Soulèvement en famille

© IVAN GIMENEZ TUSQUETS EDITORES

Horacio Castellanos Moya observe la conscience politique fluctuer au sein de la famille Aragón, à l’aube du renversement d’une dictature militaire.

Voici une parution qui éclaire d’un jour nouveau l’oeuvre de cet auteur majeur d’Amérique centrale, en s’inscrivant en prequel aux faits des Aragón relatés dans Effondrement et Là où vous ne serez pas. Nous sommes en mars 1944 et le Salvador est gouverné depuis une décennie par le  » sorcier nazi » (s’il est toujours nommé par périphrases, il s’agit du cruel Maximiliano Hernández Martínez). Dans le journal sans filtre qu’elle entame pour tromper sa solitude, doña Haydée, femme au foyer bourgeoise, relate avec crainte et une candeur inouïe le transfert de son mari journaliste Pericles dans une prison plus répressive où leurs contacts haut placés ne seront d’aucune utilité. Elle s’efforce par ailleurs de composer non seulement avec son père, opposant au régime mais aussi son beau-père colonel, vieille garde militaire fidèle au président en place. Reste enfin comme épine dans son coeur l’aîné de ses rejetons, Clemen, alcoolique notoire, qui se retrouve impliqué jusqu’au cou dans un coup d’État non abouti.

Soulèvement en famille

Ce moment d’ébullition chaotique est l’occasion pour Castellanos Moya de s’amuser dans l’alternance des registres.

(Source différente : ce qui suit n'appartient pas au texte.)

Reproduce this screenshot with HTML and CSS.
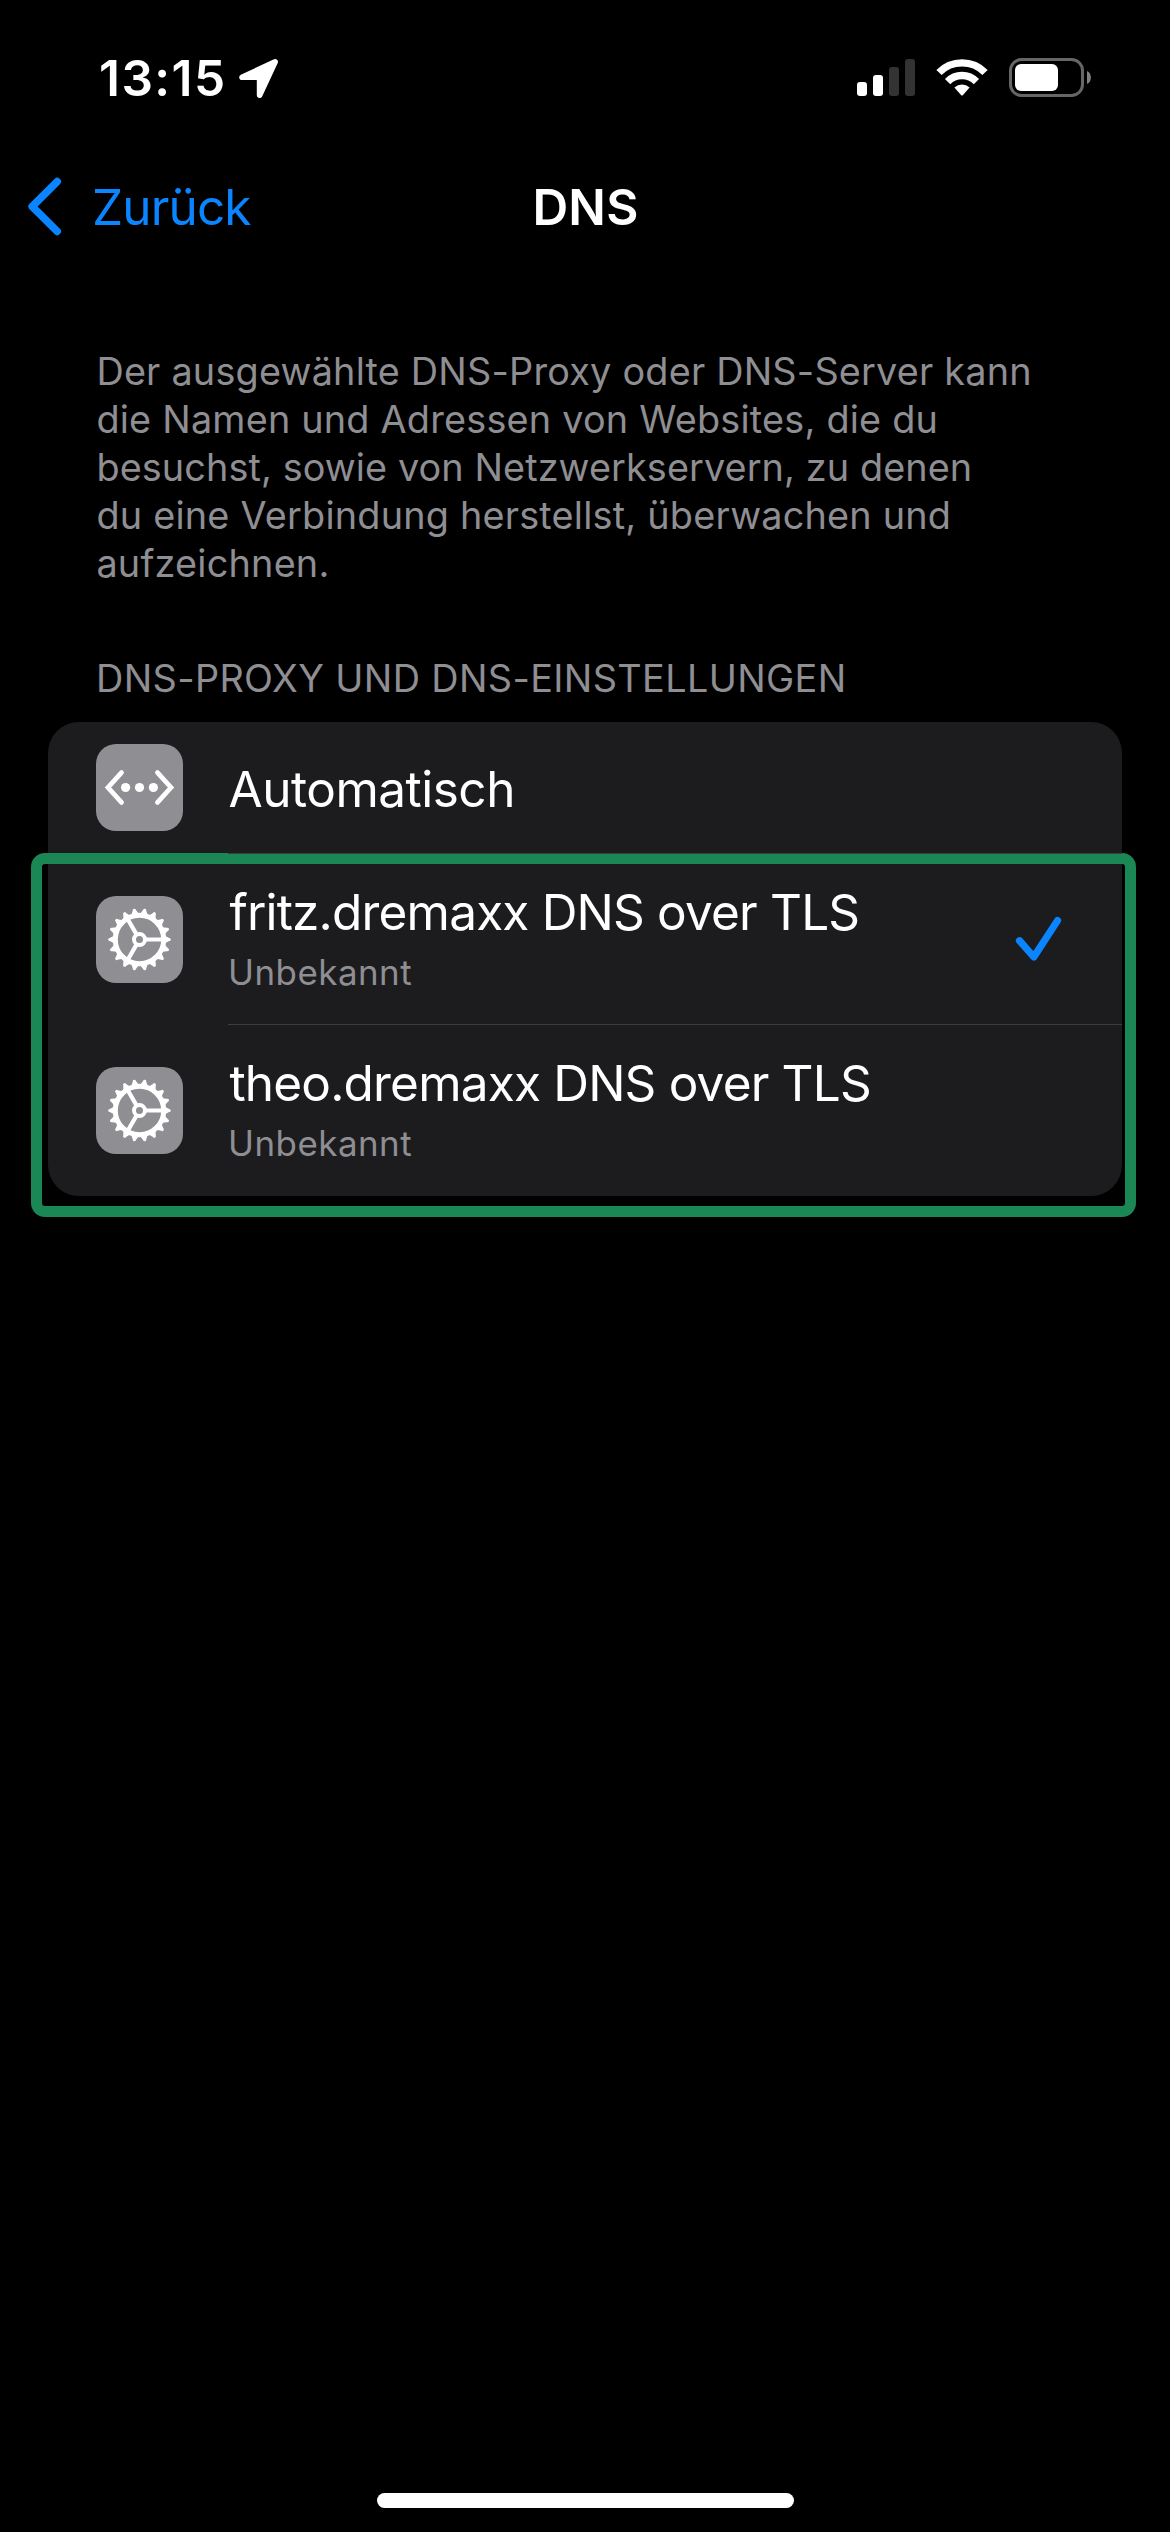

Tantôt on découvre le rituel diariste de cette  » Pénélope en attente d’Ulysse » soudain devenue attentive au monde et pasionaria de la grève générale qui se prépare. Tantôt on sourit de la cavalcade des fauteurs de trouble où Jimmy, le cousin aguerri, endosse le costume de bon fugitif à l’inverse de Clemen, flippé et assoiffé tout au long de leur périple, d’une planque chez un curé à une barque sur marécage.

Les fils face aux pères

S’il est hors champ pendant la première partie, présent seulement à travers l’inquiétude d’Haydée à son égard, Pericles, désormais vieux et malade, ressurgit à l’occasion de la seconde, lors d’un Déjeuner (1973) chez son ami artiste Chelón. Avec cette conclusion, regard aiguisé dans le rétro de l’observateur extérieur, Castellanos Moya souligne l’adage qui veut que les fils s’opposent aux pères, et qu’au pouvoir comme dans la vie  » nous les hommes sommes incorrigibles, inconstants, que nous finissons presque toujours par faire ce que nous prétendions éviter, et vice-versa« . À travers l’ancien journaliste souvent exilé à cause de ses convictions, son épouse à la conscience militante spontanée et leur fils prodigue, La Mémoire tyrannique entrelace avec verve, tendresse et férocité des trajectoires sinueuses -ni complètement héroïques ni tout à fait couardes- à l’image d’un pays où les secousses sismiques politiques ne sont hélas pas arrêtées en 1944.

La Mémoire tyrannique

D’Horacio Castellanos Moya, éditions Métailié, traduit de l’espagnol (Salvador) par René Solis, 320 pages.